“There have been several restaurants in Seattle that have closed because of the [burdensome] laws that are coming down—that are hitting them—and the minimum wage is one of those”
While America is enjoying record low unemployment, some areas are actually experiencing the loss of jobs. In certain cities where progressive activists and politicians have forced increases in the minimum wage, restaurants who can’t keep up are closing and taking jobs with them.
Frank Connor of FOX Business highlights this report about Seattle from Stuart Varney:
Minimum wage strangling Seattle restaurant workers
Minimum wage increases may be costing Americans their livelihoods.
“There have been several restaurants in Seattle that have closed because of the [burdensome] laws that are coming down—that are hitting them—and the minimum wage is one of those,” Full Service Workers Alliance co-founder Simone Barron told FOX Business’ Stuart Varney.
Beginning in 2020, the city of Seattle will increase the minimum wage for companies employing over 500 workers from $16 per hour to $16.39 per hour. Companies employing 500 workers or fewer will see their required minimum pay increase from $15 per hour to $15.75 per hour in the new year—if they do not contribute $2.25 per hour to medical benefits or the employee does not earn $2.25 per hour in tips.
Barron herself is a victim of this mandated pay raise. The restaurant at which she currently works, her former place of employment, and the restaurant at which she was hoping to work will all be closing in 2020, she said.
“All of this is due to the minimum wage increase paired with other laws that are coming down through our city council,” she explained.
In the video below, Barron notes that food service workers did not ask for this increase and wonders if they could be exempted from it:
A similar thing is occurring in Sacramento, California.
CBS News Sacramento reports:
Sacramento Restaurants Closing Due To Imminent Minimum Wage Increase
With California’s minimum wage set to increase on January 1, restaurants facing high rent and staffing costs said it’s a price they can’t afford, which is forcing some to close their doors.
“It’s bittersweet. It’s been 14 years. It’s been a good run,” said Phil Courey, the owner of Opa! Opa! Greek restaurant in East Sacramento…

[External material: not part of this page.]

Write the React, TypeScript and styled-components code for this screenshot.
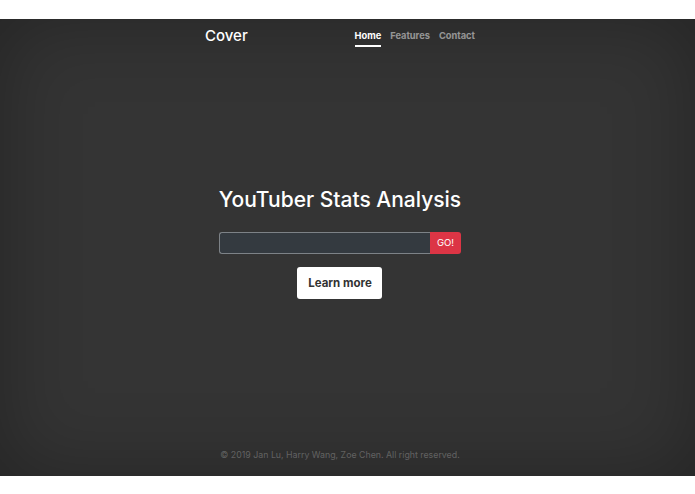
import styled, { createGlobalStyle } from 'styled-components'

const GlobalStyle = createGlobalStyle`
    html, body {
        margin: 0;
        padding: 0;
        background: #fff;
    }
    body {
        font-family: Inter, "Liberation Sans", sans-serif;
    }
`;

const App = () => {
    return (
        <>
            <GlobalStyle />
            <Page>
                <Cover>
                    <Header>
                        <Brand>Cover</Brand>
                        <Nav>
                            <NavLink active>Home</NavLink>
                            <NavLink>Features</NavLink>
                            <NavLink>Contact</NavLink>
                        </Nav>
                    </Header>
                    <Main>
                        <Title>YouTuber Stats Analysis</Title>
                        <SearchRow>
                            <SearchInput type="text" />
                            <GoButton>GO!</GoButton>
                        </SearchRow>
                        <LearnButton>Learn more</LearnButton>
                    </Main>
                    <Footer>© 2019 Jan Lu, Harry Wang, Zoe Chen. All right reserved.</Footer>
                </Cover>
            </Page>
        </>
    )
}

const Page = styled.div`
    padding: 19px 0 18px;
    background: #fff;
`;
const Cover = styled.div`
    height: 457px;
    background: #343434;
    box-shadow: inset 0 0 80px rgba(0, 0, 0, 0.3);
    display: flex;
    flex-direction: column;
    align-items: center;
    padding-right: 15px;
    box-sizing: border-box;
    color: #fff;
`;
const Header = styled.header`
    width: 270px;
    display: flex;
    justify-content: space-between;
    align-items: flex-start;
    padding-top: 7px;
`;
const Brand = styled.h3`
    margin: 0;
    font-size: 15px;
    font-weight: 500;
    line-height: 20px;
`;
const Nav = styled.nav`
    display: flex;
    gap: 9px;
    padding-top: 4px;
`;
const NavLink = styled.a<{ active?: boolean }>`
    font-size: 9.3px;
    font-weight: 700;
    line-height: 12px;
    color: ${p => p.active ? '#fff' : 'rgba(255, 255, 255, 0.5)'};
    padding-bottom: 3px;
    border-bottom: 2px solid ${p => p.active ? '#fff' : 'transparent'};
    cursor: pointer;
`;
const Main = styled.main`
    flex: 1;
    display: flex;
    flex-direction: column;
    align-items: center;
    justify-content: center;
    padding-bottom: 12px;
`;
const Title = styled.h1`
    margin: 0 0 18px;
    font-size: 21px;
    font-weight: 500;
    line-height: 28px;
`;
const SearchRow = styled.div`
    display: flex;
    width: 242px;
    height: 22px;
    margin-bottom: 13px;
`;
const SearchInput = styled.input`
    flex: 1;
    min-width: 0;
    background: #343a40;
    border: 1px solid #7d8287;
    border-right: none;
    border-radius: 3px 0 0 3px;
    outline: none;
    color: #fff;
`;
const GoButton = styled.button`
    width: 31px;
    border: none;
    background: #dc3545;
    color: #fff;
    font-family: inherit;
    font-size: 9.5px;
    border-radius: 0 3px 3px 0;
    padding: 0;
`;
const LearnButton = styled.button`
    width: 85px;
    height: 32px;
    background: #fff;
    border: none;
    border-radius: 3px;
    color: #333;
    font-family: inherit;
    font-size: 11.5px;
    font-weight: 700;
    cursor: pointer;
`;
const Footer = styled.footer`
    padding-bottom: 16px;
    font-size: 8.8px;
    color: rgba(255, 255, 255, 0.25);
`;

export default App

The minimum wage increase, which will hit $13 per hour, applies to businesses with 26 or more workers. Employers with fewer than 26 workers will have to pay a minimum wage of $12 per hour.
When considering his operating costs, Courey said it is just unsustainable.
“The wages are definitely a heavy pressure on us,” he said. “About 40 grand a year every time they jack up the minimum wage.”
Meanwhile, another popular Sacramento restaurant closed under pressure.
In South Sacramento, Perry’s restaurant along Highway 99 served their final meals on Sunday. Some customers who lined up for the last meal were dismayed.
“It’s really sad just thinking about this,” Patricia Smith said. “It’s an institution. This is a Sacramento institution.”
This is what happens when activists and politicians, many of whom have never owned businesses, are allowed to dictate policy to job creators.